How many tanks were present at Prokhorovka?

Exact numbers on any particular day can often be difficult to determine, as a unit’s records don’t always distinguish between numbers of tanks in their possession and the number actually functioning that day.  Not all records have daily numbers recorded, and there is always the possibility of human error.

For Prokhorovka these difficulties are magnified by the fact that historians have never agreed on the exact scope of the battle.  Some accounts only consider fighting between the main combatant units, the German II SS Panzer Corps and part of the Soviet 5th Guards Tank Army, whereas others also include the neighbouring III Panzer Corps and the remainder of 5th Guards Tank Army.

Taking the narrowest definition these researchers have concluded that the actual number of tanks used at Prokhorovka was around 910, 294 German and 616 Soviet.  Expanding to neighbouring units raises this to 429 German and 870 Soviet for a total of 1299 vehicles.

How many were lost?

German Panzer IIIs fitted with Schurzen add-on armour on the move.

This research has also led to the numbers of lost tanks being revised drastically downwards.  Soviet records suggest that the 5th Guards Tank Army lost 359 tanks and assault guns on the 12th, of which 207 couldn’t be repaired.  German records suggest the equivalent figures for II SS Panzer Corps and III Panzer Corps are 193, with just 20 completely lost.  However different definitions of ‘lost’ between Soviet and German records make a direct comparison difficult.

Human losses are similarly difficult to determine.  The 5th Guards Tank Army lost 2240 men killed and 1157 missing (who would most likely have been killed) between the 12th and 16th July.  During the same period, II SS Panzer Corps lost 503 killed and 57 missing.

Why then, did such exaggerated figures appear and take root?

Soviet tankers examine a knocked out Tiger I.

They can be traced back to Soviet propaganda.  The Soviets knew they had taken heavy losses during the fighting.  Although the exact numbers were classified, there was still a need to make sure the population believed the casualties were justified.  Exaggerating the size of the German forces and their losses accomplished this and boosted morale.
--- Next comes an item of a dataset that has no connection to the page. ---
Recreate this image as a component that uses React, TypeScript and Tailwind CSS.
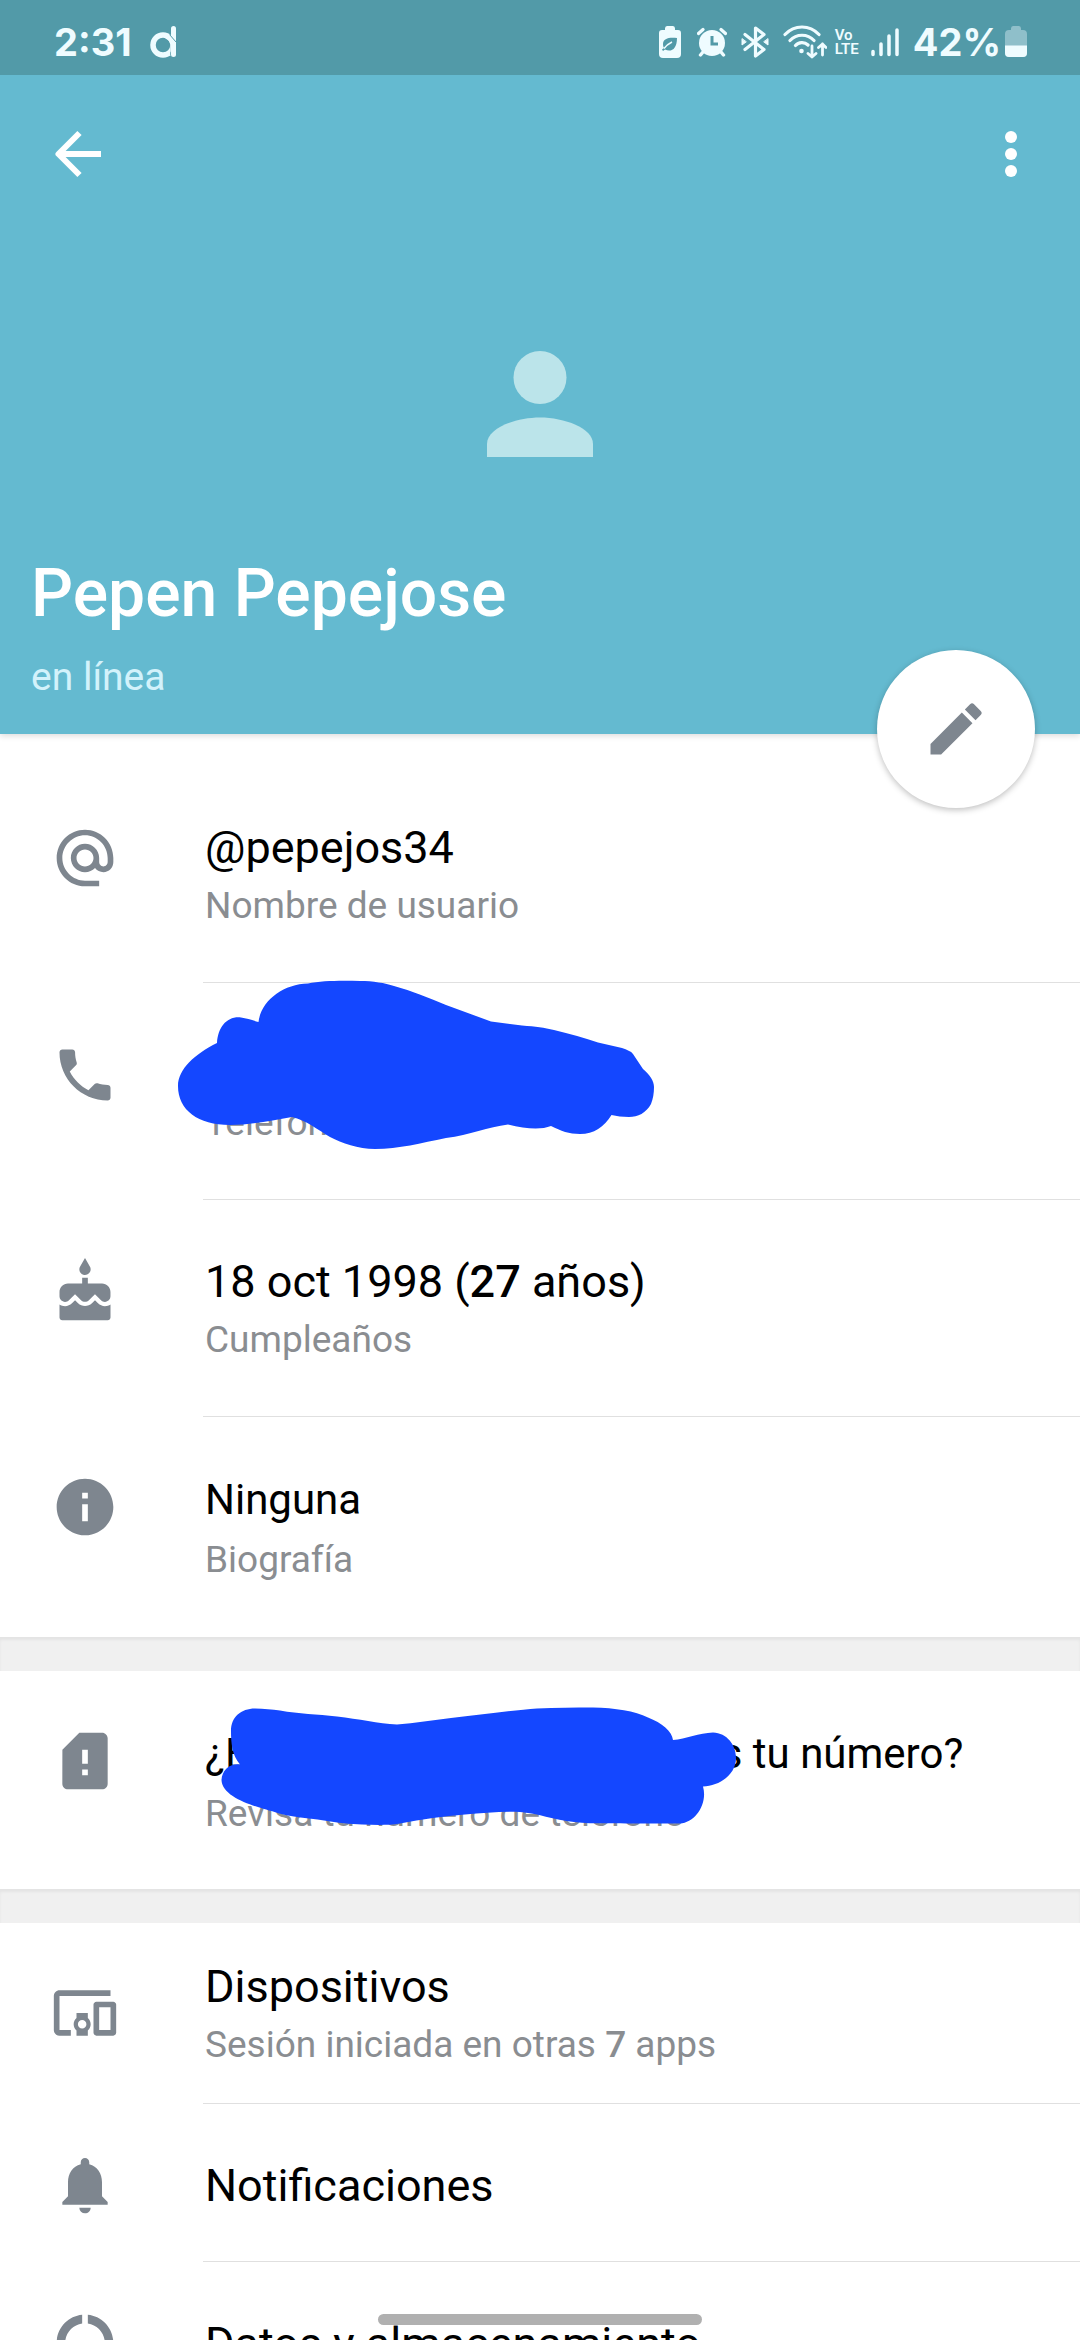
import type { ReactNode } from "react";
import type { IconType } from "react-icons";
import {
  MdAlternateEmail,
  MdCake,
  MdDataUsage,
  MdDevicesOther,
  MdEdit,
  MdInfo,
  MdNotifications,
  MdPhone,
  MdSimCardAlert,
} from "react-icons/md";

function StatusBar() {
  return (
    <div className="flex h-[75px] items-center bg-[#529aa8] pt-2 pr-[53px] pl-[54px] font-[Inter,sans-serif] text-[38px] leading-[48px] font-bold text-[#effcff]">
      <span>2:31</span>
      <svg className="ml-4 h-9 w-8" viewBox="0 0 32 36" fill="none" stroke="currentColor" aria-label="d">
        <circle cx="15" cy="21" r="10" strokeWidth="5.500" />
        <path d="M25.500 4v27" stroke="#529aa8" strokeWidth="6.500" />
        <path d="M19.500 12.500c3 1.500 5 4 5.500 8v6" strokeWidth="5.500" strokeLinecap="round" />
        <path d="M25.500 4.500v26" strokeWidth="5" strokeLinecap="round" />
        <path d="M21.500 10.500 28 18" stroke="#529aa8" strokeWidth="1" />
      </svg>
      <div className="ml-auto flex items-center">
        {/* power saving */}
        <svg className="h-8 w-[22px]" viewBox="0 0 22 32">
          <path
            fill="currentColor"
            d="M6 2.500Q6 0 8 0h6q2 0 2 2.500V4h3q3 0 3 3v21q0 4-4 4H4q-4 0-4-4V7q0-3 3-3h3z"
          />
          <path d="M18 12c-7-1-14 0-14 6 0 2 .5 3 1 4l-2 1.500 1 1.500 2-1.500c6 3 12 0 12-11.500z" fill="#529aa8" />
          <path d="M5 22.500c2-3 4-4.500 8-6.500" stroke="currentColor" strokeWidth="1.500" fill="none" />
        </svg>
        {/* alarm */}
        <svg className="ml-4 h-[30px] w-[30px]" viewBox="0 0 30 30" fill="none" stroke="currentColor" strokeLinecap="round">
          <circle cx="15" cy="16" r="13" fill="currentColor" stroke="none" />
          <path d="M1.500 6.500 6 2.500M28.500 6.500 24 2.500" strokeWidth="3.200" />
          <path d="M6 25l-2.500 3M24 25l2.500 3" strokeWidth="3.400" />
          <path d="M15 9v8h6" stroke="#529aa8" strokeWidth="3" strokeLinecap="butt" />
        </svg>
        {/* bluetooth */}
        <svg className="ml-3.5 h-8 w-7" viewBox="0 0 28 32" fill="none" stroke="currentColor" strokeLinecap="round" strokeLinejoin="round">
          <path d="M4 8.500 23 23.500l-8.500 6.500V2L23 8.500 4 23.500" strokeWidth="3.200" />
          <path d="M1 13v6l4-3zM27 13v6l-4-3z" fill="currentColor" strokeWidth="1" />
        </svg>
        {/* wifi with traffic arrows */}
        <svg className="ml-3.5 h-[34px] w-11" viewBox="0 0 44 34" fill="none" stroke="currentColor" strokeWidth="3.200" strokeLinecap="round" strokeLinejoin="round">
          <path d="M2 9.500c9.500-10 24.500-10 34 0M7 15.500c6.500-7 17.500-7 24 0M12.500 20.500c3-3.500 9-4 12.500-.5" />
          <circle cx="18.500" cy="26" r="2.300" fill="currentColor" stroke="none" />
          <path d="M29 21v11M25 28.500l4 3.500 4-3.500M39.500 30V19M35.500 22.500l4-3.500 3.500 3.500" strokeWidth="2.800" />
        </svg>
        <span className="ml-2 flex flex-col font-[Roboto,sans-serif] text-[15px] leading-[14px] font-semibold">
          <span>Vo</span>
          <span>LTE</span>
        </span>
        {/* signal */}
        <svg className="ml-3 h-[30px] w-7" viewBox="0 0 28 30" fill="none" stroke="currentColor" strokeWidth="3.500" strokeLinecap="round">
          <path d="M2 24.500v3M10 17v10.500M18 9v18.500M26 3v24.500" />
        </svg>
        <span className="ml-3.5">42%</span>
        {/* battery */}
        <svg className="ml-1 h-8 w-[22px]" viewBox="0 0 22 32">
          <path
            fill="#8fbfca"
            d="M6 2.500Q6 0 8 0h6q2 0 2 2.500V4h2q4 0 4 4v19q0 4-4 4H4q-4 0-4-4V8q0-4 4-4h2z"
          />
          <path fill="currentColor" d="M0 19.500h22V27q0 4-4 4H4q-4 0-4-4z" />
        </svg>
      </div>
    </div>
  );
}

function Header() {
  return (
    <header className="relative bg-[#64bad0] shadow-[0_2px_6px_rgba(0,0,0,0.14)]">
      <StatusBar />
      <div className="flex h-[158px] items-center justify-between px-11 text-white">
        <button type="button" aria-label="Atrás">
          <svg className="h-[68px] w-[68px]" viewBox="0 0 68 68" fill="none" stroke="currentColor" strokeWidth="6">
            <path d="M57 34H15M35.500 13 14.500 34l21 21" strokeLinejoin="round" />
          </svg>
        </button>
        <button type="button" aria-label="Más opciones">
          <svg className="h-[68px] w-[50px]" viewBox="0 0 50 68" fill="currentColor">
            <circle cx="25" cy="17" r="6" />
            <circle cx="25" cy="34" r="6" />
            <circle cx="25" cy="51" r="6" />
          </svg>
        </button>
      </div>
      <svg className="mx-auto mt-[118px] block h-[106px] w-[106px] text-[#bbe4ea]" viewBox="0 0 106 106" fill="currentColor">
        <circle cx="53" cy="26.500" r="26.500" />
        <path d="M0 106V93C0 77 29 66.500 53 66.500S106 77 106 93v13z" />
      </svg>
      <div className="mt-[98px] px-[31px] pb-[33px]">
        <h1 className="text-[66px] leading-[78px] font-medium text-white">Pepen Pepejose</h1>
        <p className="mt-5 text-[39px] leading-[48px] text-[#d3f2fb]">en línea</p>
      </div>
      <button
        type="button"
        aria-label="Editar"
        className="absolute right-[45px] -bottom-[74px] z-10 flex h-[158px] w-[158px] items-center justify-center rounded-full bg-white text-[#7e868f] shadow-[0_2px_6px_rgba(0,0,0,0.25)]"
      >
        <MdEdit size={68} />
      </button>
    </header>
  );
}

const rowStyles = {
  detail: {
    icon: "pt-[58px]",
    body: "gap-2.5 pt-14 pb-[54px]",
    title: "text-[45px]",
  },
  wrapped: {
    icon: "pt-14",
    body: "gap-3 pt-[57px] pb-[52px]",
    title: "text-[42px]",
  },
  compact: {
    icon: "pt-14",
    body: "gap-2.5 pt-[38px] pb-9",
    title: "text-[45px]",
  },
  single: {
    icon: "pt-[47px]",
    body: "pt-14 pb-[49px]",
    title: "text-[45px]",
  },
};

type RowProps = {
  icon: IconType;
  title: ReactNode;
  subtitle?: ReactNode;
  variant?: keyof typeof rowStyles;
  last?: boolean;
  children?: ReactNode;
};

function Row({ icon: Icon, title, subtitle, variant = "detail", last, children }: RowProps) {
  const style = rowStyles[variant];
  return (
    <li className="relative">
      <button type="button" className="flex w-full items-start text-left">
        <span className={`flex w-[170px] shrink-0 justify-center text-[#7e868f] ${style.icon}`}>
          <Icon size={68} />
        </span>
        <span
          className={`ml-[33px] flex flex-1 flex-col border-b pl-0.5 ${last ? "border-transparent" : "border-[#e0e0e0]"} ${style.body}`}
        >
          <span className={`min-h-[52px] leading-[52px] whitespace-nowrap text-black ${style.title}`}>{title}</span>
          {subtitle && (
            <span className="text-[37px] leading-[44px] whitespace-nowrap text-[#8a8d91]">{subtitle}</span>
          )}
        </span>
      </button>
      {children}
    </li>
  );
}

function PhoneScribble() {
  return (
    <svg className="pointer-events-none absolute -top-3 left-[170px] z-10 h-[190px] w-[490px]" viewBox="0 0 490 190" fill="#1447ff">
      <path d="M8 115C8 98 25 83 47 72C48 56 57 45 71 46.500C77 47.500 82 49 88.500 51C91 30 113 13 138 12.500C152 9.500 172 9.500 190 10C203 10 215 12 224 15C242 20 259 27 276 34L321 50.500L352 54.500C366 55.500 374 56.500 384 59C400 63 415 67 428 71.500L452 77C457 79 461 80 463 83L473 98C480 104 484 110 484 116C484 122 483 128 481 133C476 142 468 146 459 146C452 146 447 145 441.500 144C434 156 424 163 410 163C399 163 391 160 381 155C371 159 356 158 338 153.500C318 156 300 164 276 167C251 172 229 178 205 178C188 178 172 172 160 166C148 159 136 149 122 146C100 150 80 153.500 60 154C28 154 8 139 8 115Z" />
    </svg>
  );
}

function NumberScribble() {
  return (
    <svg className="pointer-events-none absolute top-8 left-[216px] z-10 h-[126px] w-[526px]" viewBox="0 0 526 126" fill="#1447ff">
      <path d="M15 28C15 14 25 5.500 39 5.500C48 5.500 56 6.500 64 7.500C83 11 101 11 121 13.500C143 16 162 20.500 181 21.500C199 20 217 17 235 15C264 12 298 7 321 5.500C340 4.500 358 4.500 377 4.500C399 5 419 8 432 14.500C446 20 456 28 457 37C470 36 483 30 497 29.500C511 30 520 42 520 55C520 72 503 83 487 83.500C492 101 479 120 464 120.500H410C387 120 374 121 358 119C338 117 321 110 304 109C286 108 268 110 249 111.500C228 113 206 116 184 120.500C172 122.500 159 122 146 121.500C135 121 121 120 108 117.500C91 115 73 114 60 109.500C45 105 6 96 5.500 77C6 67 14 60 24 61.500C16 52 15 40 15 28Z" />
    </svg>
  );
}

function Section({ children, className = "" }: { children: ReactNode; className?: string }) {
  return <ul className={`bg-white ${className}`}>{children}</ul>;
}

function Gap() {
  return <div className="h-[34px] bg-[#f0f0f0] shadow-[inset_0_3px_3px_rgba(0,0,0,0.05)]" />;
}

export default function App() {
  return (
    <div className="relative h-screen overflow-hidden bg-white font-[Roboto,sans-serif]">
      <Header />
      <main>
        <Section className="pt-8 pb-0.5">
          <Row icon={MdAlternateEmail} title="@pepejos34" subtitle="Nombre de usuario" />
          <Row icon={MdPhone} title="" subtitle="Teléfono">
            <PhoneScribble />
          </Row>
          <Row
            icon={MdCake}
            title={
              <>
                18 oct 1998 (<b className="font-medium">27</b> años)
              </>
            }
            subtitle="Cumpleaños"
          />
          <Row icon={MdInfo} title="Ninguna" subtitle="Biografía" variant="wrapped" last />
        </Section>
        <Gap />
        <Section>
          <Row
            icon={MdSimCardAlert}
            title={
              <>
                ¿E
                <span className="inline-block w-[472px]" />s tu número?
              </>
            }
            subtitle="Revisa tu número de teléfono"
            variant="wrapped"
            last
          >
            <NumberScribble />
          </Row>
        </Section>
        <Gap />
        <Section>
          <Row
            icon={MdDevicesOther}
            title="Dispositivos"
            subtitle={
              <>
                Sesión iniciada en otras <b className="font-medium">7</b> apps
              </>
            }
            variant="compact"
          />
          <Row icon={MdNotifications} title="Notificaciones" variant="single" />
          <Row icon={MdDataUsage} title="Datos y almacenamiento" variant="single" last />
        </Section>
      </main>
      <div className="absolute bottom-[15px] left-1/2 z-20 h-[11px] w-[324px] -translate-x-1/2 rounded-full bg-[#b0b0b0]" />
    </div>
  );
}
Some of the exaggeration had a basis in fact.  For example, if three Soviet tanks had fired on a single German vehicle, then initial reports passed to higher commanders would indicate three German tanks had been destroyed.  It would take time to work out the truth, but in the meantime the exaggerated number made for better propaganda.

The memoirs of General Pavel Rotmistrov, commander of 5th Guards Tank Army during the battle, suggested 700-800 tanks had fought on each side and that the Germans had lost over 400.  His position of authority further embedded these numbers in the historical record.

During the Cold War Western historians had no access to Soviet Archives, so their only available sources were these exaggerated figures.  The German archives were more available, but not fully exploited.  It’s only since the end of the Cold War that this situation has changed.  Even so, reliable data about strengths and losses is still difficult to come by, and historians differ, often very greatly, over the correct figures.

So if Kursk wasn’t the largest tank battle in history, what was?

General Pavel Rotmistrov, commander of 5th Guards Tank Army.

It’s now generally accepted that it was the fighting around Brody and Dubno between the 26th and 29th July 1941, rather than Kursk.  This was part of the border battles fought at the beginning of the German invasion of the Soviet Union.  It involved up to 3500 Soviet and 750 German tanks.  The battle was a heavy Soviet defeat, they lost hundreds of tanks and thousands of soldiers.  Indeed by early July most of the units involved had been reduced to less than 10% of their tank strength.